**PROVIDED DATA:**
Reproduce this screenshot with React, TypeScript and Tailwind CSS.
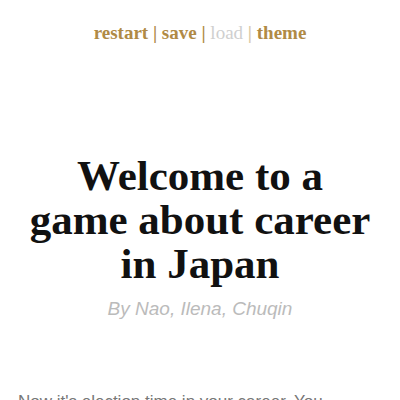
import React from "react";

export default function App() {
  return (
    <div className="w-[400px] h-[400px] overflow-hidden bg-white relative">
      <div className="h-[66px] flex justify-center pt-[22px]">
        <div className="text-[19px] leading-[22px] font-bold text-[#b08a45] font-['Liberation_Serif',serif]">
          <span>restart</span>
          <span> | </span>
          <span>save</span>
          <span> | </span>
          <span className="text-[#cfcfcf] font-normal">load</span>
          <span className="text-[#d9c9a8]"> | </span>
          <span>theme</span>
        </div>
      </div>
      <div className="pt-[88px] flex flex-col items-center">
        <h1 className="text-[43px] leading-[44px] font-bold text-[#111] text-center font-['Liberation_Serif',serif]">
          Welcome to a<br />game about career<br />in Japan
        </h1>
        <div className="mt-[12px] text-[19px] leading-[22px] italic text-[#bbbbbb] font-['Liberation_Sans',sans-serif]">
          By Nao, Ilena, Chuqin
        </div>
      </div>
      <p className="absolute left-[18px] top-[390px] w-[370px] text-[17px] leading-[24px] text-[#777] font-['Liberation_Sans',sans-serif]">
        Now it's election time in your career. You
      </p>
    </div>
  );
}
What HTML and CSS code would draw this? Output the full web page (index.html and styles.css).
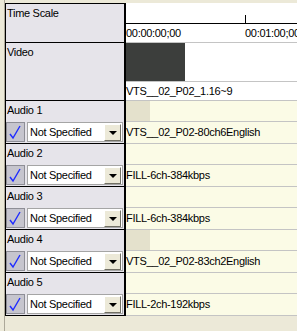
FILE: index.html
```html
<!DOCTYPE html>
<html lang="en">
<head>
    <meta charset="UTF-8">
    <title>Timeline</title>
    <link rel="stylesheet" href="styles.css">
</head>
<body>
    <div class="window">
        <div class="names">
            <div class="name-row time-name">Time Scale</div>
            <div class="name-row video-name">Video</div>

            <div class="audio-name">
                <div class="audio-label">Audio 1</div>
                <div class="audio-controls">
                    <span class="check"><svg width="17" height="18" viewBox="0 0 17 18"><polyline points="3,11 6,15 13,3" fill="none" stroke="#1f2cff" stroke-width="1.4"/></svg></span>
                    <span class="combo"><span class="combo-text">Not Specified</span><span class="combo-btn"></span></span>
                </div>
            </div>
            <div class="audio-name">
                <div class="audio-label">Audio 2</div>
                <div class="audio-controls">
                    <span class="check"><svg width="17" height="18" viewBox="0 0 17 18"><polyline points="3,11 6,15 13,3" fill="none" stroke="#1f2cff" stroke-width="1.4"/></svg></span>
                    <span class="combo"><span class="combo-text">Not Specified</span><span class="combo-btn"></span></span>
                </div>
            </div>
            <div class="audio-name">
                <div class="audio-label">Audio 3</div>
                <div class="audio-controls">
                    <span class="check"><svg width="17" height="18" viewBox="0 0 17 18"><polyline points="3,11 6,15 13,3" fill="none" stroke="#1f2cff" stroke-width="1.4"/></svg></span>
                    <span class="combo"><span class="combo-text">Not Specified</span><span class="combo-btn"></span></span>
                </div>
            </div>
            <div class="audio-name">
                <div class="audio-label">Audio 4</div>
                <div class="audio-controls">
                    <span class="check"><svg width="17" height="18" viewBox="0 0 17 18"><polyline points="3,11 6,15 13,3" fill="none" stroke="#1f2cff" stroke-width="1.4"/></svg></span>
                    <span class="combo"><span class="combo-text">Not Specified</span><span class="combo-btn"></span></span>
                </div>
            </div>
            <div class="audio-name">
                <div class="audio-label">Audio 5</div>
                <div class="audio-controls">
                    <span class="check"><svg width="17" height="18" viewBox="0 0 17 18"><polyline points="3,11 6,15 13,3" fill="none" stroke="#1f2cff" stroke-width="1.4"/></svg></span>
                    <span class="combo"><span class="combo-text">Not Specified</span><span class="combo-btn"></span></span>
                </div>
            </div>
        </div>

        <div class="tracks">
            <div class="ruler">
                <div class="ruler-line">
                    <span class="tick tick-1"></span>
                </div>
                <div class="ruler-labels">
                    <span class="time">00:00:00;00</span>
                    <span class="time">00:01:00;00</span>
                </div>
            </div>
            <div class="video-clip"><span class="clip-block"></span></div>
            <div class="track-row video-title">VTS__02_P02_1.16~9</div>

            <div class="track-head"><span class="marker"></span></div>
            <div class="track-row audio-track">VTS__02_P02-80ch6English</div>
            <div class="track-head"></div>
            <div class="track-row audio-track">FILL-6ch-384kbps</div>
            <div class="track-head"></div>
            <div class="track-row audio-track">FILL-6ch-384kbps</div>
            <div class="track-head"><span class="marker"></span></div>
            <div class="track-row audio-track">VTS__02_P02-83ch2English</div>
            <div class="track-head"></div>
            <div class="track-row audio-track">FILL-2ch-192kbps</div>
        </div>
    </div>
</body>
</html>
```

FILE: styles.css
```css
body {
    margin: 0;
    width: 297px;
    height: 331px;
    overflow: hidden;
    background-color: #ece9d8;
    font-family: "Liberation Sans", Arial, sans-serif;
    font-size: 11px;
    letter-spacing: -0.3px;
    color: #000;
}
.window {
    display: flex;
    align-items: flex-start;
    margin-left: 4px;
    padding-top: 3px;
    border-left: 1px solid #aca899;
    height: 328px;
}
.names {
    width: 118px;
    flex: none;
    background-color: #e6e4ea;
    border-top: 1px solid #000;
    border-left: 1px solid #000;
    border-right: 2px solid #000;
}
.name-row {
    box-sizing: border-box;
    padding: 3px 0 0 1px;
    line-height: 13px;
    border-bottom: 1px solid #000;
}
.time-name {
    height: 39px;
}
.video-name {
    height: 58px;
}
.audio-name {
    height: 43px;
    box-sizing: border-box;
    border-bottom: 1px solid #000;
}
.audio-label {
    height: 20px;
    padding: 3px 0 0 1px;
    box-sizing: border-box;
    line-height: 13px;
}
.audio-controls {
    display: flex;
    align-items: center;
    gap: 2px;
    height: 22px;
}
.check {
    width: 17px;
    height: 18px;
    border: 1px solid #8e8e96;
    background-color: #c6c5ce;
}
.check svg {
    display: block;
}
.combo {
    display: flex;
    align-items: center;
    justify-content: space-between;
    width: 96px;
    height: 20px;
    box-sizing: border-box;
    border: 1px solid #a5a5a5;
    background-color: #fff;
    padding: 1px 1px 1px 2px;
}
.combo-btn {
    position: relative;
    width: 15px;
    height: 15px;
    background-color: #ece9d8;
    border: 1px solid;
    border-color: #fff #716f64 #716f64 #fff;
}
.combo-btn::after {
    content: "";
    position: absolute;
    left: 4px;
    top: 6px;
    border-left: 4px solid transparent;
    border-right: 4px solid transparent;
    border-top: 4px solid #000;
}
.tracks {
    flex: 1;
    overflow: hidden;
    white-space: nowrap;
}
.ruler {
    height: 39px;
    background-color: #fff;
    border-bottom: 1px solid #c4c4c4;
}
.ruler-line {
    position: relative;
    height: 20px;
    border-bottom: 1px solid #000;
}
.tick {
    position: absolute;
    bottom: 0;
    width: 1px;
    height: 8px;
    background-color: #000;
}
.tick-1 {
    left: 119px;
}
.ruler-labels {
    display: grid;
    grid-template-columns: 119px auto;
    padding-top: 3px;
    line-height: 13px;
}
.video-clip {
    height: 38px;
    background-color: #fff;
    border-bottom: 1px solid #c4c4c4;
}
.clip-block {
    display: block;
    width: 59px;
    height: 38px;
    background-color: #3c3e3c;
}
.track-row {
    padding-left: 0;
    border-bottom: 1px solid #c4c4c4;
}
.video-title {
    height: 18px;
    line-height: 18px;
    background-color: #fff;
}
.track-head {
    height: 20px;
    background-color: #fbfbe6;
    border-bottom: 1px solid #c4c4c4;
}
.marker {
    display: block;
    width: 24px;
    height: 20px;
    background-color: #e4e1cc;
}
.audio-track {
    height: 21px;
    line-height: 21px;
    background-color: #fbfbe6;
}
```
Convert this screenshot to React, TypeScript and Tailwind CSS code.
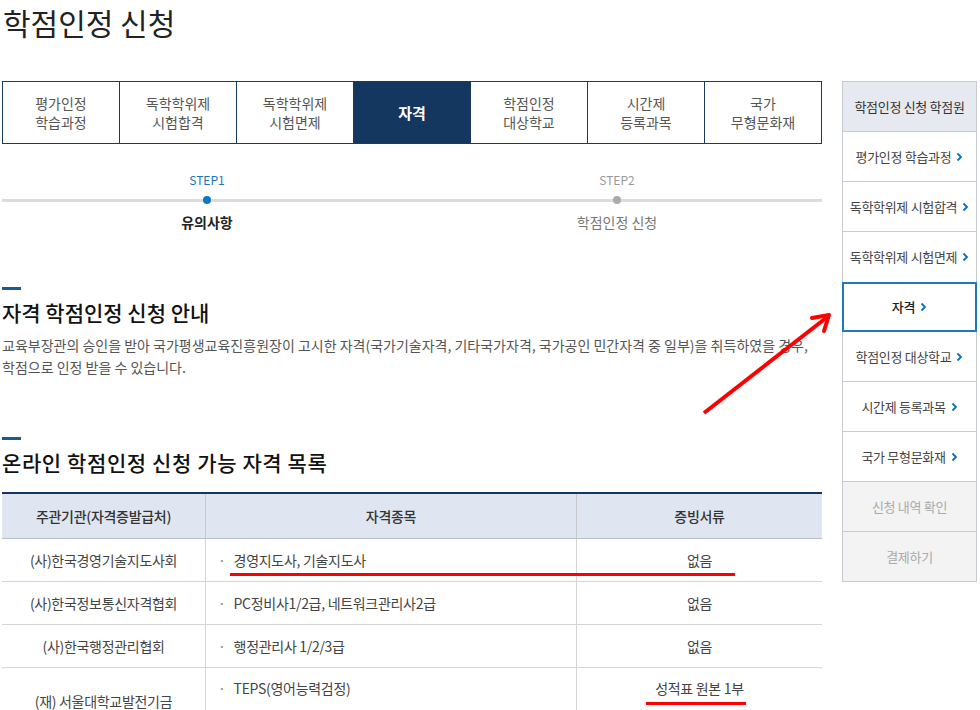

**TO DO:**
Restate each entry word for word, please, but drop any images it holds.

**THE REPLY:**
Reproduce this screenshot with React, TypeScript and Tailwind CSS.
import React from "react";

export default function App() {
  return (
    <div className="w-[400px] h-[400px] overflow-hidden bg-white relative">
      <div className="h-[66px] flex justify-center pt-[22px]">
        <div className="text-[19px] leading-[22px] font-bold text-[#b08a45] font-['Liberation_Serif',serif]">
          <span>restart</span>
          <span> | </span>
          <span>save</span>
          <span> | </span>
          <span className="text-[#cfcfcf] font-normal">load</span>
          <span className="text-[#d9c9a8]"> | </span>
          <span>theme</span>
        </div>
      </div>
      <div className="pt-[88px] flex flex-col items-center">
        <h1 className="text-[43px] leading-[44px] font-bold text-[#111] text-center font-['Liberation_Serif',serif]">
          Welcome to a<br />game about career<br />in Japan
        </h1>
        <div className="mt-[12px] text-[19px] leading-[22px] italic text-[#bbbbbb] font-['Liberation_Sans',sans-serif]">
          By Nao, Ilena, Chuqin
        </div>
      </div>
      <p className="absolute left-[18px] top-[390px] w-[370px] text-[17px] leading-[24px] text-[#777] font-['Liberation_Sans',sans-serif]">
        Now it's election time in your career. You
      </p>
    </div>
  );
}
What HTML and CSS code would draw this? Output the full web page (index.html and styles.css).
FILE: index.html
```html
<!DOCTYPE html>
<html lang="en">
<head>
    <meta charset="UTF-8">
    <title>Timeline</title>
    <link rel="stylesheet" href="styles.css">
</head>
<body>
    <div class="window">
        <div class="names">
            <div class="name-row time-name">Time Scale</div>
            <div class="name-row video-name">Video</div>

            <div class="audio-name">
                <div class="audio-label">Audio 1</div>
                <div class="audio-controls">
                    <span class="check"><svg width="17" height="18" viewBox="0 0 17 18"><polyline points="3,11 6,15 13,3" fill="none" stroke="#1f2cff" stroke-width="1.4"/></svg></span>
                    <span class="combo"><span class="combo-text">Not Specified</span><span class="combo-btn"></span></span>
                </div>
            </div>
            <div class="audio-name">
                <div class="audio-label">Audio 2</div>
                <div class="audio-controls">
                    <span class="check"><svg width="17" height="18" viewBox="0 0 17 18"><polyline points="3,11 6,15 13,3" fill="none" stroke="#1f2cff" stroke-width="1.4"/></svg></span>
                    <span class="combo"><span class="combo-text">Not Specified</span><span class="combo-btn"></span></span>
                </div>
            </div>
            <div class="audio-name">
                <div class="audio-label">Audio 3</div>
                <div class="audio-controls">
                    <span class="check"><svg width="17" height="18" viewBox="0 0 17 18"><polyline points="3,11 6,15 13,3" fill="none" stroke="#1f2cff" stroke-width="1.4"/></svg></span>
                    <span class="combo"><span class="combo-text">Not Specified</span><span class="combo-btn"></span></span>
                </div>
            </div>
            <div class="audio-name">
                <div class="audio-label">Audio 4</div>
                <div class="audio-controls">
                    <span class="check"><svg width="17" height="18" viewBox="0 0 17 18"><polyline points="3,11 6,15 13,3" fill="none" stroke="#1f2cff" stroke-width="1.4"/></svg></span>
                    <span class="combo"><span class="combo-text">Not Specified</span><span class="combo-btn"></span></span>
                </div>
            </div>
            <div class="audio-name">
                <div class="audio-label">Audio 5</div>
                <div class="audio-controls">
                    <span class="check"><svg width="17" height="18" viewBox="0 0 17 18"><polyline points="3,11 6,15 13,3" fill="none" stroke="#1f2cff" stroke-width="1.4"/></svg></span>
                    <span class="combo"><span class="combo-text">Not Specified</span><span class="combo-btn"></span></span>
                </div>
            </div>
        </div>

        <div class="tracks">
            <div class="ruler">
                <div class="ruler-line">
                    <span class="tick tick-1"></span>
                </div>
                <div class="ruler-labels">
                    <span class="time">00:00:00;00</span>
                    <span class="time">00:01:00;00</span>
                </div>
            </div>
            <div class="video-clip"><span class="clip-block"></span></div>
            <div class="track-row video-title">VTS__02_P02_1.16~9</div>

            <div class="track-head"><span class="marker"></span></div>
            <div class="track-row audio-track">VTS__02_P02-80ch6English</div>
            <div class="track-head"></div>
            <div class="track-row audio-track">FILL-6ch-384kbps</div>
            <div class="track-head"></div>
            <div class="track-row audio-track">FILL-6ch-384kbps</div>
            <div class="track-head"><span class="marker"></span></div>
            <div class="track-row audio-track">VTS__02_P02-83ch2English</div>
            <div class="track-head"></div>
            <div class="track-row audio-track">FILL-2ch-192kbps</div>
        </div>
    </div>
</body>
</html>
```

FILE: styles.css
```css
body {
    margin: 0;
    width: 297px;
    height: 331px;
    overflow: hidden;
    background-color: #ece9d8;
    font-family: "Liberation Sans", Arial, sans-serif;
    font-size: 11px;
    letter-spacing: -0.3px;
    color: #000;
}
.window {
    display: flex;
    align-items: flex-start;
    margin-left: 4px;
    padding-top: 3px;
    border-left: 1px solid #aca899;
    height: 328px;
}
.names {
    width: 118px;
    flex: none;
    background-color: #e6e4ea;
    border-top: 1px solid #000;
    border-left: 1px solid #000;
    border-right: 2px solid #000;
}
.name-row {
    box-sizing: border-box;
    padding: 3px 0 0 1px;
    line-height: 13px;
    border-bottom: 1px solid #000;
}
.time-name {
    height: 39px;
}
.video-name {
    height: 58px;
}
.audio-name {
    height: 43px;
    box-sizing: border-box;
    border-bottom: 1px solid #000;
}
.audio-label {
    height: 20px;
    padding: 3px 0 0 1px;
    box-sizing: border-box;
    line-height: 13px;
}
.audio-controls {
    display: flex;
    align-items: center;
    gap: 2px;
    height: 22px;
}
.check {
    width: 17px;
    height: 18px;
    border: 1px solid #8e8e96;
    background-color: #c6c5ce;
}
.check svg {
    display: block;
}
.combo {
    display: flex;
    align-items: center;
    justify-content: space-between;
    width: 96px;
    height: 20px;
    box-sizing: border-box;
    border: 1px solid #a5a5a5;
    background-color: #fff;
    padding: 1px 1px 1px 2px;
}
.combo-btn {
    position: relative;
    width: 15px;
    height: 15px;
    background-color: #ece9d8;
    border: 1px solid;
    border-color: #fff #716f64 #716f64 #fff;
}
.combo-btn::after {
    content: "";
    position: absolute;
    left: 4px;
    top: 6px;
    border-left: 4px solid transparent;
    border-right: 4px solid transparent;
    border-top: 4px solid #000;
}
.tracks {
    flex: 1;
    overflow: hidden;
    white-space: nowrap;
}
.ruler {
    height: 39px;
    background-color: #fff;
    border-bottom: 1px solid #c4c4c4;
}
.ruler-line {
    position: relative;
    height: 20px;
    border-bottom: 1px solid #000;
}
.tick {
    position: absolute;
    bottom: 0;
    width: 1px;
    height: 8px;
    background-color: #000;
}
.tick-1 {
    left: 119px;
}
.ruler-labels {
    display: grid;
    grid-template-columns: 119px auto;
    padding-top: 3px;
    line-height: 13px;
}
.video-clip {
    height: 38px;
    background-color: #fff;
    border-bottom: 1px solid #c4c4c4;
}
.clip-block {
    display: block;
    width: 59px;
    height: 38px;
    background-color: #3c3e3c;
}
.track-row {
    padding-left: 0;
    border-bottom: 1px solid #c4c4c4;
}
.video-title {
    height: 18px;
    line-height: 18px;
    background-color: #fff;
}
.track-head {
    height: 20px;
    background-color: #fbfbe6;
    border-bottom: 1px solid #c4c4c4;
}
.marker {
    display: block;
    width: 24px;
    height: 20px;
    background-color: #e4e1cc;
}
.audio-track {
    height: 21px;
    line-height: 21px;
    background-color: #fbfbe6;
}
```
Convert this screenshot to React, TypeScript and Tailwind CSS code.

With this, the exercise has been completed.